- EXERCISE INSTRUCTIONS:
Please count the lines below that contain the word "React", and reply with that number alone.

*** AVAILABLE DATA

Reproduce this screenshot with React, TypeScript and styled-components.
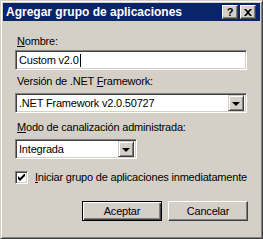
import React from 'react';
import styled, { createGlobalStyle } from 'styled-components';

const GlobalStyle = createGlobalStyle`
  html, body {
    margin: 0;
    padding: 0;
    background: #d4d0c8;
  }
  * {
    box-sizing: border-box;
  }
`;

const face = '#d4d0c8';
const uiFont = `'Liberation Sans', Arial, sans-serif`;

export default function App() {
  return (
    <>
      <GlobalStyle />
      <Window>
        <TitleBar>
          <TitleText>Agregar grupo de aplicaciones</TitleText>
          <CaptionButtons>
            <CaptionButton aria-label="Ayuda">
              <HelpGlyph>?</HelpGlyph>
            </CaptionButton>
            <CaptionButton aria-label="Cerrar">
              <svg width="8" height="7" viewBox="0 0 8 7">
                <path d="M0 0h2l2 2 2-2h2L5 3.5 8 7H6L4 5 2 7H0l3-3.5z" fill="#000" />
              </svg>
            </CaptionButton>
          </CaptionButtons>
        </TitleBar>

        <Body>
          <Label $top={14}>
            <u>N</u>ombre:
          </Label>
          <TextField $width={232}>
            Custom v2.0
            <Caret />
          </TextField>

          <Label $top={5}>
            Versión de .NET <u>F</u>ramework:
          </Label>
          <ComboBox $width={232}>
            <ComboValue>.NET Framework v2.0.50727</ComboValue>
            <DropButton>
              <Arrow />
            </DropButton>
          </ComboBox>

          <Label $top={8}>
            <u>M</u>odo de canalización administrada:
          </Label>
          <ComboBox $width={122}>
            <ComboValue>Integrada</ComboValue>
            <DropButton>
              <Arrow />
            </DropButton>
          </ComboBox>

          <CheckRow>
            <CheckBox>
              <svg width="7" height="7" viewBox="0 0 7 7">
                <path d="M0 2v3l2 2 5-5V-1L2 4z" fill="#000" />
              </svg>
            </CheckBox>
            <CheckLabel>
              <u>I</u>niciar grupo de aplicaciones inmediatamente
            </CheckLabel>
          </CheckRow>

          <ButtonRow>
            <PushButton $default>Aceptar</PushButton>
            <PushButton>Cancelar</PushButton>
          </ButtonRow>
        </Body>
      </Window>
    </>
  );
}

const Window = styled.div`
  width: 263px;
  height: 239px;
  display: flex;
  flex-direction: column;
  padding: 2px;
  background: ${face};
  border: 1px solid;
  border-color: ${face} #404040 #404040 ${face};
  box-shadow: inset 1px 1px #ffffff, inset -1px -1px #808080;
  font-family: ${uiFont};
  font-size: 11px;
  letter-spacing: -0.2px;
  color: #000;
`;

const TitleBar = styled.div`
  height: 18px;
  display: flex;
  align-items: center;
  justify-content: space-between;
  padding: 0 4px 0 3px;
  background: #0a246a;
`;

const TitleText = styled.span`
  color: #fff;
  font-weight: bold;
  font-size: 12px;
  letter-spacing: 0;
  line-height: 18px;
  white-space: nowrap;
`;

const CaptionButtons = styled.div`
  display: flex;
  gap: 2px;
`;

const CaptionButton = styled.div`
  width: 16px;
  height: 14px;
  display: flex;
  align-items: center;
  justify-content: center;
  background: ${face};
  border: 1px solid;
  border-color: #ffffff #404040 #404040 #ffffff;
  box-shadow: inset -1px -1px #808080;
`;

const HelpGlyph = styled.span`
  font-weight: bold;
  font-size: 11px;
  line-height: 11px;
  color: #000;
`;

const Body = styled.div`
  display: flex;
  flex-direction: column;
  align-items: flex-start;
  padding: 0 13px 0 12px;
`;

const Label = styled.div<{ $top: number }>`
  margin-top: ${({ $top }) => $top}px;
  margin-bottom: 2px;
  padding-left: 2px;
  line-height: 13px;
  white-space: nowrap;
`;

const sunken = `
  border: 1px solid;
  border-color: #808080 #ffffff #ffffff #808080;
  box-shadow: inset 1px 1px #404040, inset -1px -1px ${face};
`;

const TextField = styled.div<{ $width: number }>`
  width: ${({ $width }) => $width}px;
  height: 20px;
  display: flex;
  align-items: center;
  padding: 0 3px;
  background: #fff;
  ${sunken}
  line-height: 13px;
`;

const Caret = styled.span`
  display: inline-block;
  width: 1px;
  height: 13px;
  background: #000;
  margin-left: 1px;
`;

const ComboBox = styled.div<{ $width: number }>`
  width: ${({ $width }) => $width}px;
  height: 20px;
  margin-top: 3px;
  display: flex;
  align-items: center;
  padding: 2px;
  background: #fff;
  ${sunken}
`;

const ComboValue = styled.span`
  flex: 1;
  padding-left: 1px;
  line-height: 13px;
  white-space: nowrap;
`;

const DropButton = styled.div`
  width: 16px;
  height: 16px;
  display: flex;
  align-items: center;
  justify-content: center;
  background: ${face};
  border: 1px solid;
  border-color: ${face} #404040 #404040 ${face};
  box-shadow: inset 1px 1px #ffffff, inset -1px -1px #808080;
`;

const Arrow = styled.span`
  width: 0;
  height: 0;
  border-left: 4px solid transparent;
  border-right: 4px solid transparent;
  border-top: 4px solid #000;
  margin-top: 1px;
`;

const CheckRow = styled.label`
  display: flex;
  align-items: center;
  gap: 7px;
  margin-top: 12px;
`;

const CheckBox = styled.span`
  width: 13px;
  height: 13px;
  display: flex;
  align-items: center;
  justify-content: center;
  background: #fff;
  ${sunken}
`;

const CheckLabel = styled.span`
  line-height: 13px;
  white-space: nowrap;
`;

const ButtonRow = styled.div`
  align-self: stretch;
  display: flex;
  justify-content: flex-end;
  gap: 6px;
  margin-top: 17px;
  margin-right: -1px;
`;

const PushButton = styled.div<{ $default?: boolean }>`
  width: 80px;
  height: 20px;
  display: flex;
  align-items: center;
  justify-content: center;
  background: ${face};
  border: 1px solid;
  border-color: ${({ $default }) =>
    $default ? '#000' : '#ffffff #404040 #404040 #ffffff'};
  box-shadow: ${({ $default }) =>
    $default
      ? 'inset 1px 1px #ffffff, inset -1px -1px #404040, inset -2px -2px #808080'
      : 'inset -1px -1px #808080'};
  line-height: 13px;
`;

******

- OUTPUT BELOW:
2